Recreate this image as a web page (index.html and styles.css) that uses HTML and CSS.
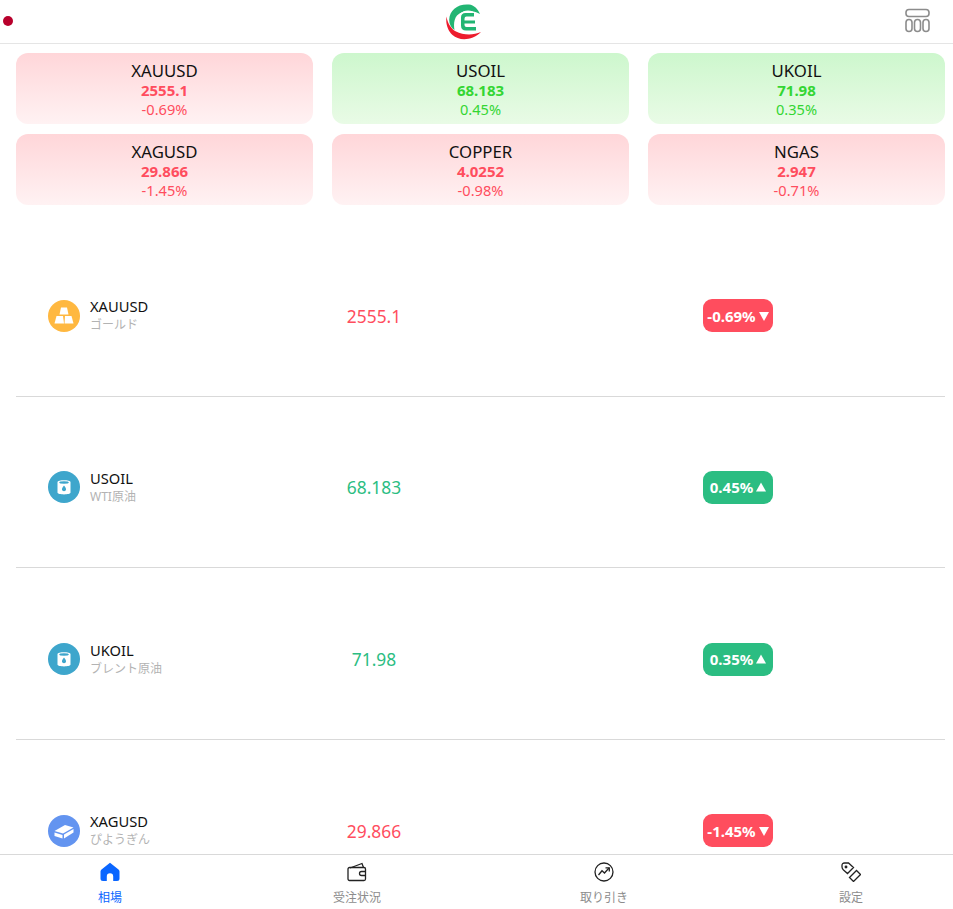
FILE: index.html
```html
<!DOCTYPE html>
<html lang="ja">
<head>
<meta charset="utf-8">
<title>相場</title>
<link rel="stylesheet" href="styles.css">
</head>
<body>
<header class="topbar">
  <span class="dot"></span>
  <svg class="logo" viewBox="0 0 36 36" width="36" height="36">
    <path d="M23 .5C12 -.5 3.500 6 3.200 15.500C3 20 5 24 8.500 26C7.500 21 8 15 11 11.500C14.500 7.500 20 6.500 27 7.500C29 7.800 31 8.500 34 10C32 5 28 1 23 .5Z" fill="#22b573"/>
    <path d="M.5 12.500C-.5 19 1.300 26 6.500 31C13 37 26 37 35 28C27 31.500 17 31 10 27.500C5 25 1.500 19 .5 12.500Z" fill="#ed1c2e"/>
    <circle cx="22" cy="18" r="11.500" fill="#fff"/>
    <path d="M28 9H19.500Q15 9 15 13.500V21.500Q15 26.500 20 26.500H30V23H20.500Q18.500 23 18.500 21V19.500H29V16.500H18.500V14.800Q18.500 12.500 20.500 12.500H28Z" fill="#22b573"/>
  </svg>
  <svg class="menu-icon" viewBox="0 0 25 25" width="25" height="25" fill="none" stroke="#8c8c8c" stroke-width="1.600">
    <rect x="1" y="1.500" width="23" height="7" rx="3"/>
    <rect x="1" y="11.500" width="6" height="12" rx="3"/>
    <rect x="9.500" y="11.500" width="6" height="12" rx="3"/>
    <rect x="18" y="11.500" width="6" height="12" rx="3"/>
  </svg>
</header>

<main class="content">
  <section class="cards">
    <div class="card down"><div class="card-name">XAUUSD</div><div class="card-price">2555.1</div><div class="card-pct">-0.69%</div></div>
    <div class="card up"><div class="card-name">USOIL</div><div class="card-price">68.183</div><div class="card-pct">0.45%</div></div>
    <div class="card up"><div class="card-name">UKOIL</div><div class="card-price">71.98</div><div class="card-pct">0.35%</div></div>
    <div class="card down"><div class="card-name">XAGUSD</div><div class="card-price">29.866</div><div class="card-pct">-1.45%</div></div>
    <div class="card down"><div class="card-name">COPPER</div><div class="card-price">4.0252</div><div class="card-pct">-0.98%</div></div>
    <div class="card down"><div class="card-name">NGAS</div><div class="card-price">2.947</div><div class="card-pct">-0.71%</div></div>
  </section>

  <section class="list">
    <div class="row">
      <div class="symbol">
        <span class="avatar gold">
          <svg viewBox="0 0 22 22" width="22" height="22" fill="#fff"><path d="M8 2.500H14L15.500 9.500H6.500Z"/><path d="M3.500 11H10L11 18.500H1.500Z"/><path d="M12 11H18.500L20.500 18.500H11.500Z"/></svg>
        </span>
        <div class="names"><div class="code">XAUUSD</div><div class="jp">ゴールド</div></div>
      </div>
      <div class="price fall">2555.1</div>
      <div class="badge-cell"><span class="badge bg-fall">-0.69%<svg class="tri" viewBox="0 0 10 10" width="10" height="10"><path d="M0 1H10L5 10Z" fill="#fff"/></svg></span></div>
    </div>
    <div class="row">
      <div class="symbol">
        <span class="avatar oil">
          <svg viewBox="0 0 20 20" width="20" height="20"><path d="M3.500 5C3.500 2.500 16.500 2.500 16.500 5V15.500C16.500 18 3.500 18 3.500 15.500Z" fill="#fff"/><ellipse cx="10" cy="5.500" rx="4.800" ry="1.200" fill="#3ea6cc"/><path d="M10 8.500C11.500 10.500 12 11.300 12 12.200A2 2 0 0 1 8 12.200C8 11.300 8.500 10.500 10 8.500Z" fill="#3ea6cc"/></svg>
        </span>
        <div class="names"><div class="code">USOIL</div><div class="jp">WTI原油</div></div>
      </div>
      <div class="price rise">68.183</div>
      <div class="badge-cell"><span class="badge bg-rise">0.45%<svg class="tri" viewBox="0 0 10 10" width="10" height="10"><path d="M0 9.500H10L5 .5Z" fill="#fff"/></svg></span></div>
    </div>
    <div class="row">
      <div class="symbol">
        <span class="avatar oil">
          <svg viewBox="0 0 20 20" width="20" height="20"><path d="M3.500 5C3.500 2.500 16.500 2.500 16.500 5V15.500C16.500 18 3.500 18 3.500 15.500Z" fill="#fff"/><ellipse cx="10" cy="5.500" rx="4.800" ry="1.200" fill="#3ea6cc"/><path d="M10 8.500C11.500 10.500 12 11.300 12 12.200A2 2 0 0 1 8 12.200C8 11.300 8.500 10.500 10 8.500Z" fill="#3ea6cc"/></svg>
        </span>
        <div class="names"><div class="code">UKOIL</div><div class="jp">ブレント原油</div></div>
      </div>
      <div class="price rise">71.98</div>
      <div class="badge-cell"><span class="badge bg-rise">0.35%<svg class="tri" viewBox="0 0 10 10" width="10" height="10"><path d="M0 9.500H10L5 .5Z" fill="#fff"/></svg></span></div>
    </div>
    <div class="row">
      <div class="symbol">
        <span class="avatar silver">
          <svg viewBox="0 0 22 22" width="22" height="22" fill="#fff"><path d="M1.500 11L12 5L20.500 7.500L10 13.500Z"/><path d="M1.500 12.500L9.500 15V18.500L1.500 16Z"/><path d="M11 14.500L20.500 9V12.500L11 18.500Z"/></svg>
        </span>
        <div class="names"><div class="code">XAGUSD</div><div class="jp">ぴようぎん</div></div>
      </div>
      <div class="price fall">29.866</div>
      <div class="badge-cell"><span class="badge bg-fall">-1.45%<svg class="tri" viewBox="0 0 10 10" width="10" height="10"><path d="M0 1H10L5 10Z" fill="#fff"/></svg></span></div>
    </div>
  </section>
</main>

<nav class="tabbar">
  <div class="tab active">
    <svg viewBox="0 0 20 20" width="20" height="20"><path d="M10 .8L1.500 7.500Q.5 8.300 .5 9.500V16.500Q.5 19 3 19H6.800V14.500A3.200 3.200 0 0 1 13.200 14.500V19H17Q19.500 19 19.500 16.500V9.500Q19.500 8.300 18.500 7.500Z" fill="#0a66ff"/></svg>
    <span>相場</span>
  </div>
  <div class="tab">
    <svg viewBox="0 0 20 20" width="20" height="20" fill="none" stroke="#222" stroke-width="1.300"><path d="M3 6L15 1.500L16.500 5.500"/><rect x="1" y="5.500" width="17.500" height="13" rx="1.500"/><path d="M18.500 9.500H14.500A2 2 0 0 0 14.500 13.500H18.500"/></svg>
    <span>受注状況</span>
  </div>
  <div class="tab">
    <svg viewBox="0 0 20 20" width="20" height="20" fill="none" stroke="#222" stroke-width="1.300"><circle cx="10" cy="10" r="9"/><path d="M4.500 13L8 8.800L10.500 11L15 6"/><path d="M11.500 5.800H15.300V9.500"/></svg>
    <span>取り引き</span>
  </div>
  <div class="tab">
    <svg viewBox="0 0 20 20" width="20" height="20" fill="none" stroke="#222" stroke-width="1.300"><path d="M1 3.500Q1 1 3.500 1H7.500L12.500 5.500L6.500 11.500L2.500 8Q1 6.500 1 5Z"/><circle cx="5" cy="5" r=".8" fill="#222"/><path d="M8.500 15.500L15.500 8.500L19.500 12.500L12.500 19.500Z"/></svg>
    <span>設定</span>
  </div>
</nav>
</body>
</html>
```

FILE: styles.css
```css
* { box-sizing: border-box; }
html, body { margin: 0; height: 100%; }
body {
  display: flex;
  flex-direction: column;
  height: 909px;
  overflow: hidden;
  background: #fff;
  color: #111;
  font-family: "Noto Sans", "Noto Sans CJK JP", sans-serif;
}

.topbar {
  position: relative;
  flex: none;
  height: 44px;
  display: flex;
  align-items: center;
  justify-content: space-between;
  padding: 0 23px 2px 3px;
  border-bottom: 1px solid #e5e5e5;
}
.dot { width: 10px; height: 10px; border-radius: 50%; background: #b8002c; }
.logo { position: absolute; left: 446px; top: 4px; }
.menu-icon { display: block; margin-top: -1px; }

.content { flex: 1; min-height: 0; overflow: hidden; padding: 9px 8px 0 16px; }

.cards {
  display: grid;
  grid-template-columns: repeat(3, 297px);
  justify-content: space-between;
  row-gap: 10px;
}
.card {
  height: 71px;
  border-radius: 12px;
  text-align: center;
  padding-top: 8px;
}
.card.down { background: linear-gradient(#ffd6d9, #fff2f3); }
.card.up { background: linear-gradient(#cdf7cd, #e9fbe6); }
.card-name { font-size: 16.800px; line-height: 20px; }
.card-price { font-size: 15px; line-height: 19px; font-weight: 700; }
.card-pct { font-size: 14.600px; line-height: 19px; }
.down .card-price, .down .card-pct { color: #ff4d5e; }
.up .card-price, .up .card-pct { color: #33d633; }

.list { margin-top: 20px; }
.row {
  height: 171.67px;
  padding: 11px 0 0 32px;
  display: grid;
  grid-template-columns: 228px 196px 1fr;
  align-items: center;
  border-bottom: 1px solid #d9d9d9;
}
.symbol { display: flex; align-items: center; gap: 10px; }
.avatar {
  flex: none;
  width: 32px;
  height: 32px;
  border-radius: 50%;
  display: flex;
  align-items: center;
  justify-content: center;
}
.avatar.gold { background: #ffb840; }
.avatar.oil { background: #3ea6cc; }
.avatar.silver { background: #6394f0; }
.names { padding-top: 1px; }
.code { font-size: 14.700px; line-height: 18px; }
.jp { font-size: 12px; line-height: 20px; color: #b3b3b3; }
.price { font-size: 17.400px; text-align: center; }
.price.fall { color: #ff4d5e; }
.price.rise { color: #2bbd82; }
.badge-cell { padding-left: 231px; }
.badge {
  display: inline-flex;
  align-items: center;
  justify-content: center;
  gap: 3px;
  width: 70px;
  height: 33px;
  border-radius: 9px;
  color: #fff;
  font-size: 15px;
  font-weight: 700;
}
.bg-fall { background: #ff4d5e; }
.bg-rise { background: #2bbd82; }

.tabbar {
  flex: none;
  height: 55px;
  display: flex;
  justify-content: space-between;
  padding: 7px 42px 0 50px;
  background: #fff;
  border-top: 1px solid #d9d9d9;
}
.tab {
  width: 120px;
  display: flex;
  flex-direction: column;
  align-items: center;
  gap: 8px;
  font-size: 12px;
  line-height: 16px;
  color: #8c8c8c;
}
.tab.active { color: #0a66ff; }
```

_What to work on:_ Find every line that holds "styles" and copy it.

_Task answer:_
Recreate this image as a web page (index.html and styles.css) that uses HTML and CSS.
<link rel="stylesheet" href="styles.css">
FILE: styles.css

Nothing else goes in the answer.